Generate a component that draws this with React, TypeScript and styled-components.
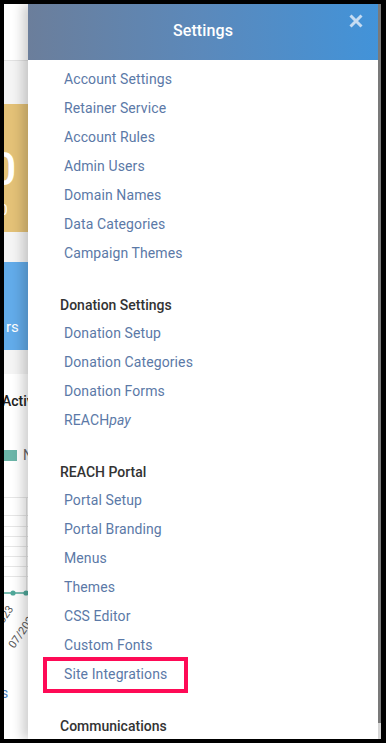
import React from "react";
import styled, { createGlobalStyle } from "styled-components";

const Global = createGlobalStyle`
  html, body { margin: 0; padding: 0; background: #000; }
  body { font-family: Roboto, "Noto Sans", Arial, sans-serif; -webkit-font-smoothing: antialiased; }
  * { box-sizing: border-box; }
`;

const Frame = styled.div`
  width: 386px;
  height: 743px;
  padding: 4px 5px 4px 4px;
  display: flex;
  overflow: hidden;
  background: #000;
`;

const Backdrop = styled.div`
  width: 24px;
  flex: none;
  display: flex;
  flex-direction: column;
  overflow: hidden;
  background: #fff;
`;

const TopBar = styled.div`
  height: 57px;
  flex: none;
  background: #fff;
  border-bottom: 1px solid #e2e2e2;
`;

const GrayArea = styled.div`
  background: #f4f4f4;
  padding-top: 43px;
  padding-bottom: 24px;
  display: flex;
  flex-direction: column;
  gap: 30px;
`;

const Card = styled.div<{ $bg: string; $h: number }>`
  height: ${(p) => p.$h}px;
  background: ${(p) => p.$bg};
  color: #fff;
  display: flex;
  flex-direction: column;
  overflow: hidden;
  white-space: nowrap;
`;

const BigNum = styled.div`
  font-size: 46px;
  font-weight: 500;
  line-height: 46px;
  margin: 42px 0 0 -40px;
`;

const SmallNum = styled.div`
  font-size: 14px;
  line-height: 16px;
  margin: 10px 0 0 -12px;
`;

const CardLabel = styled.div`
  font-size: 15px;
  line-height: 18px;
  margin: 56px 0 0 2px;
`;

const ChartArea = styled.div`
  background: #fff;
  display: flex;
  flex-direction: column;
  white-space: nowrap;
  overflow: hidden;
`;

const ChartTitle = styled.div`
  font-size: 14px;
  font-weight: 500;
  color: #222;
  line-height: 20px;
  margin: 17px 0 0 -2px;
`;

const Legend = styled.div`
  display: flex;
  align-items: center;
  gap: 6px;
  margin-top: 36px;
  font-size: 14px;
  color: #666;
`;

const Swatch = styled.span`
  width: 13px;
  height: 11px;
  background: #6bb5a8;
  flex: none;
`;

const LinkText = styled.div`
  font-size: 14px;
  color: #4a7fc0;
  margin: 8px 0 0 -3px;
`;

const Drawer = styled.div`
  width: 350px;
  flex: none;
  display: flex;
  flex-direction: column;
  background: #fff;
  box-shadow: -6px 0 10px rgba(0, 0, 0, 0.18);
  position: relative;
  z-index: 1;
`;

const Header = styled.div`
  height: 56px;
  flex: none;
  padding-bottom: 4px;
  background: linear-gradient(90deg, #6b7e9b 0%, #5b89bb 50%, #4293d9 100%);
  display: flex;
  align-items: center;
  justify-content: center;
  position: relative;
`;

const Title = styled.h1`
  margin: 0;
  font-size: 16px;
  font-weight: 500;
  color: #fff;
  letter-spacing: 0.1px;
`;

const CloseButton = styled.button`
  position: absolute;
  top: 9px;
  right: 14px;
  width: 16px;
  height: 16px;
  padding: 0;
  border: 0;
  background: none;
  display: flex;
  cursor: pointer;
`;

const List = styled.div`
  display: flex;
  flex-direction: column;
  padding-top: 4.5px;
`;

const SectionTitle = styled.div`
  height: 27px;
  margin-top: 24px;
  padding-left: 32px;
  display: flex;
  align-items: center;
  font-size: 14px;
  font-weight: 500;
  color: #333;
`;

const Item = styled.a`
  position: relative;
  height: 29px;
  padding-left: 36px;
  display: flex;
  align-items: center;
  font-size: 14px;
  color: #5b79a7;
  text-decoration: none;
  letter-spacing: 0.1px;
`;

const Highlight = styled.span`
  position: absolute;
  left: 15px;
  top: -3px;
  width: 145px;
  height: 36px;
  border: 4px solid #fe0a56;
`;

const Scrollbar = styled.div`
  width: 3px;
  flex: none;
  background: linear-gradient(180deg, #7c7c7c 0px, #7c7c7c 719px, #d9d9d9 719px, #d9d9d9 100%);
`;

const sections: { title?: string; items: React.ReactNode[] }[] = [
  {
    items: [
      "Account Settings",
      "Retainer Service",
      "Account Rules",
      "Admin Users",
      "Domain Names",
      "Data Categories",
      "Campaign Themes",
    ],
  },
  {
    title: "Donation Settings",
    items: [
      "Donation Setup",
      "Donation Categories",
      "Donation Forms",
      <>
        REACH<i>pay</i>
      </>,
    ],
  },
  {
    title: "REACH Portal",
    items: [
      "Portal Setup",
      "Portal Branding",
      "Menus",
      "Themes",
      "CSS Editor",
      "Custom Fonts",
      "Site Integrations",
    ],
  },
  { title: "Communications", items: [] },
];

const Chart = () => (
  <svg width="24" height="180" viewBox="0 0 24 180" style={{ display: "block", marginTop: 34 }}>
    {[0, 18, 29, 39, 49, 59, 69, 79].map((y) => (
      <line key={y} x1="0" y1={y + 0.5} x2="24" y2={y + 0.5} stroke="#e6e6e6" strokeWidth="1" />
    ))}
    <line x1="22.5" y1="0" x2="22.5" y2="96" stroke="#e6e6e6" />
    <line x1="0" y1="96" x2="24" y2="96" stroke="#4fa89a" strokeWidth="1.5" />
    <circle cx="9" cy="96" r="2.6" fill="#4fa89a" />
    <circle cx="22" cy="96" r="2.6" fill="#4fa89a" />
    <text x="0" y="0" fontSize="11" fill="#555" fontFamily="Roboto, sans-serif" transform="translate(-14 146) rotate(-55)">
      04/2023
    </text>
    <text x="0" y="0" fontSize="11" fill="#555" fontFamily="Roboto, sans-serif" transform="translate(10 152) rotate(-55)">
      07/2023
    </text>
  </svg>
);

export default function App() {
  return (
    <>
      <Global />
      <Frame>
        <Backdrop>
          <TopBar />
          <GrayArea>
            <Card $bg="#e3c177" $h={128}>
              <BigNum>10</BigNum>
              <SmallNum>$0</SmallNum>
            </Card>
            <Card $bg="#62abe9" $h={88}>
              <CardLabel>rs</CardLabel>
            </Card>
          </GrayArea>
          <ChartArea>
            <ChartTitle>Activity</ChartTitle>
            <Legend>
              <Swatch />N
            </Legend>
            <Chart />
            <LinkText>s</LinkText>
          </ChartArea>
        </Backdrop>
        <Drawer>
          <Header>
            <Title>Settings</Title>
            <CloseButton aria-label="Close">
              <svg width="16" height="16" viewBox="0 0 16 16">
                <path d="M2.5 2.5 L13.5 13.5 M13.5 2.5 L2.5 13.5" stroke="#c6dcf2" strokeWidth="3" strokeLinecap="butt" />
              </svg>
            </CloseButton>
          </Header>
          <List>
            {sections.map((s, si) => (
              <React.Fragment key={si}>
                {s.title && <SectionTitle>{s.title}</SectionTitle>}
                {s.items.map((it, i) => (
                  <Item key={i} href="#">
                    {it === "Site Integrations" && <Highlight />}
                    {it}
                  </Item>
                ))}
              </React.Fragment>
            ))}
          </List>
        </Drawer>
        <Scrollbar />
      </Frame>
    </>
  );
}
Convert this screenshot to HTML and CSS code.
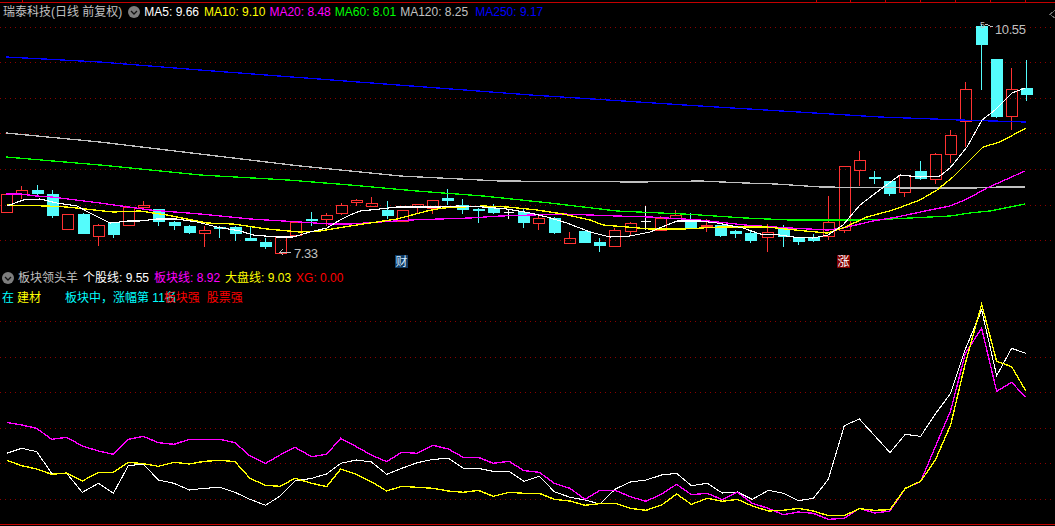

TO BE DONE
Without the pictures, write out the whole listing above exactly as it appears.

THE RESULT
Generate a component that draws this with React, TypeScript and styled-components.
import React from "react";
import styled, { createGlobalStyle } from "styled-components";

const Global = createGlobalStyle`
  html, body { margin: 0; padding: 0; background: #000; }
  body { font-family: Roboto, "Noto Sans", Arial, sans-serif; -webkit-font-smoothing: antialiased; }
  * { box-sizing: border-box; }
`;

const Frame = styled.div`
  width: 386px;
  height: 743px;
  padding: 4px 5px 4px 4px;
  display: flex;
  overflow: hidden;
  background: #000;
`;

const Backdrop = styled.div`
  width: 24px;
  flex: none;
  display: flex;
  flex-direction: column;
  overflow: hidden;
  background: #fff;
`;

const TopBar = styled.div`
  height: 57px;
  flex: none;
  background: #fff;
  border-bottom: 1px solid #e2e2e2;
`;

const GrayArea = styled.div`
  background: #f4f4f4;
  padding-top: 43px;
  padding-bottom: 24px;
  display: flex;
  flex-direction: column;
  gap: 30px;
`;

const Card = styled.div<{ $bg: string; $h: number }>`
  height: ${(p) => p.$h}px;
  background: ${(p) => p.$bg};
  color: #fff;
  display: flex;
  flex-direction: column;
  overflow: hidden;
  white-space: nowrap;
`;

const BigNum = styled.div`
  font-size: 46px;
  font-weight: 500;
  line-height: 46px;
  margin: 42px 0 0 -40px;
`;

const SmallNum = styled.div`
  font-size: 14px;
  line-height: 16px;
  margin: 10px 0 0 -12px;
`;

const CardLabel = styled.div`
  font-size: 15px;
  line-height: 18px;
  margin: 56px 0 0 2px;
`;

const ChartArea = styled.div`
  background: #fff;
  display: flex;
  flex-direction: column;
  white-space: nowrap;
  overflow: hidden;
`;

const ChartTitle = styled.div`
  font-size: 14px;
  font-weight: 500;
  color: #222;
  line-height: 20px;
  margin: 17px 0 0 -2px;
`;

const Legend = styled.div`
  display: flex;
  align-items: center;
  gap: 6px;
  margin-top: 36px;
  font-size: 14px;
  color: #666;
`;

const Swatch = styled.span`
  width: 13px;
  height: 11px;
  background: #6bb5a8;
  flex: none;
`;

const LinkText = styled.div`
  font-size: 14px;
  color: #4a7fc0;
  margin: 8px 0 0 -3px;
`;

const Drawer = styled.div`
  width: 350px;
  flex: none;
  display: flex;
  flex-direction: column;
  background: #fff;
  box-shadow: -6px 0 10px rgba(0, 0, 0, 0.18);
  position: relative;
  z-index: 1;
`;

const Header = styled.div`
  height: 56px;
  flex: none;
  padding-bottom: 4px;
  background: linear-gradient(90deg, #6b7e9b 0%, #5b89bb 50%, #4293d9 100%);
  display: flex;
  align-items: center;
  justify-content: center;
  position: relative;
`;

const Title = styled.h1`
  margin: 0;
  font-size: 16px;
  font-weight: 500;
  color: #fff;
  letter-spacing: 0.1px;
`;

const CloseButton = styled.button`
  position: absolute;
  top: 9px;
  right: 14px;
  width: 16px;
  height: 16px;
  padding: 0;
  border: 0;
  background: none;
  display: flex;
  cursor: pointer;
`;

const List = styled.div`
  display: flex;
  flex-direction: column;
  padding-top: 4.5px;
`;

const SectionTitle = styled.div`
  height: 27px;
  margin-top: 24px;
  padding-left: 32px;
  display: flex;
  align-items: center;
  font-size: 14px;
  font-weight: 500;
  color: #333;
`;

const Item = styled.a`
  position: relative;
  height: 29px;
  padding-left: 36px;
  display: flex;
  align-items: center;
  font-size: 14px;
  color: #5b79a7;
  text-decoration: none;
  letter-spacing: 0.1px;
`;

const Highlight = styled.span`
  position: absolute;
  left: 15px;
  top: -3px;
  width: 145px;
  height: 36px;
  border: 4px solid #fe0a56;
`;

const Scrollbar = styled.div`
  width: 3px;
  flex: none;
  background: linear-gradient(180deg, #7c7c7c 0px, #7c7c7c 719px, #d9d9d9 719px, #d9d9d9 100%);
`;

const sections: { title?: string; items: React.ReactNode[] }[] = [
  {
    items: [
      "Account Settings",
      "Retainer Service",
      "Account Rules",
      "Admin Users",
      "Domain Names",
      "Data Categories",
      "Campaign Themes",
    ],
  },
  {
    title: "Donation Settings",
    items: [
      "Donation Setup",
      "Donation Categories",
      "Donation Forms",
      <>
        REACH<i>pay</i>
      </>,
    ],
  },
  {
    title: "REACH Portal",
    items: [
      "Portal Setup",
      "Portal Branding",
      "Menus",
      "Themes",
      "CSS Editor",
      "Custom Fonts",
      "Site Integrations",
    ],
  },
  { title: "Communications", items: [] },
];

const Chart = () => (
  <svg width="24" height="180" viewBox="0 0 24 180" style={{ display: "block", marginTop: 34 }}>
    {[0, 18, 29, 39, 49, 59, 69, 79].map((y) => (
      <line key={y} x1="0" y1={y + 0.5} x2="24" y2={y + 0.5} stroke="#e6e6e6" strokeWidth="1" />
    ))}
    <line x1="22.5" y1="0" x2="22.5" y2="96" stroke="#e6e6e6" />
    <line x1="0" y1="96" x2="24" y2="96" stroke="#4fa89a" strokeWidth="1.5" />
    <circle cx="9" cy="96" r="2.6" fill="#4fa89a" />
    <circle cx="22" cy="96" r="2.6" fill="#4fa89a" />
    <text x="0" y="0" fontSize="11" fill="#555" fontFamily="Roboto, sans-serif" transform="translate(-14 146) rotate(-55)">
      04/2023
    </text>
    <text x="0" y="0" fontSize="11" fill="#555" fontFamily="Roboto, sans-serif" transform="translate(10 152) rotate(-55)">
      07/2023
    </text>
  </svg>
);

export default function App() {
  return (
    <>
      <Global />
      <Frame>
        <Backdrop>
          <TopBar />
          <GrayArea>
            <Card $bg="#e3c177" $h={128}>
              <BigNum>10</BigNum>
              <SmallNum>$0</SmallNum>
            </Card>
            <Card $bg="#62abe9" $h={88}>
              <CardLabel>rs</CardLabel>
            </Card>
          </GrayArea>
          <ChartArea>
            <ChartTitle>Activity</ChartTitle>
            <Legend>
              <Swatch />N
            </Legend>
            <Chart />
            <LinkText>s</LinkText>
          </ChartArea>
        </Backdrop>
        <Drawer>
          <Header>
            <Title>Settings</Title>
            <CloseButton aria-label="Close">
              <svg width="16" height="16" viewBox="0 0 16 16">
                <path d="M2.5 2.5 L13.5 13.5 M13.5 2.5 L2.5 13.5" stroke="#c6dcf2" strokeWidth="3" strokeLinecap="butt" />
              </svg>
            </CloseButton>
          </Header>
          <List>
            {sections.map((s, si) => (
              <React.Fragment key={si}>
                {s.title && <SectionTitle>{s.title}</SectionTitle>}
                {s.items.map((it, i) => (
                  <Item key={i} href="#">
                    {it === "Site Integrations" && <Highlight />}
                    {it}
                  </Item>
                ))}
              </React.Fragment>
            ))}
          </List>
        </Drawer>
        <Scrollbar />
      </Frame>
    </>
  );
}
Convert this screenshot to HTML and CSS code.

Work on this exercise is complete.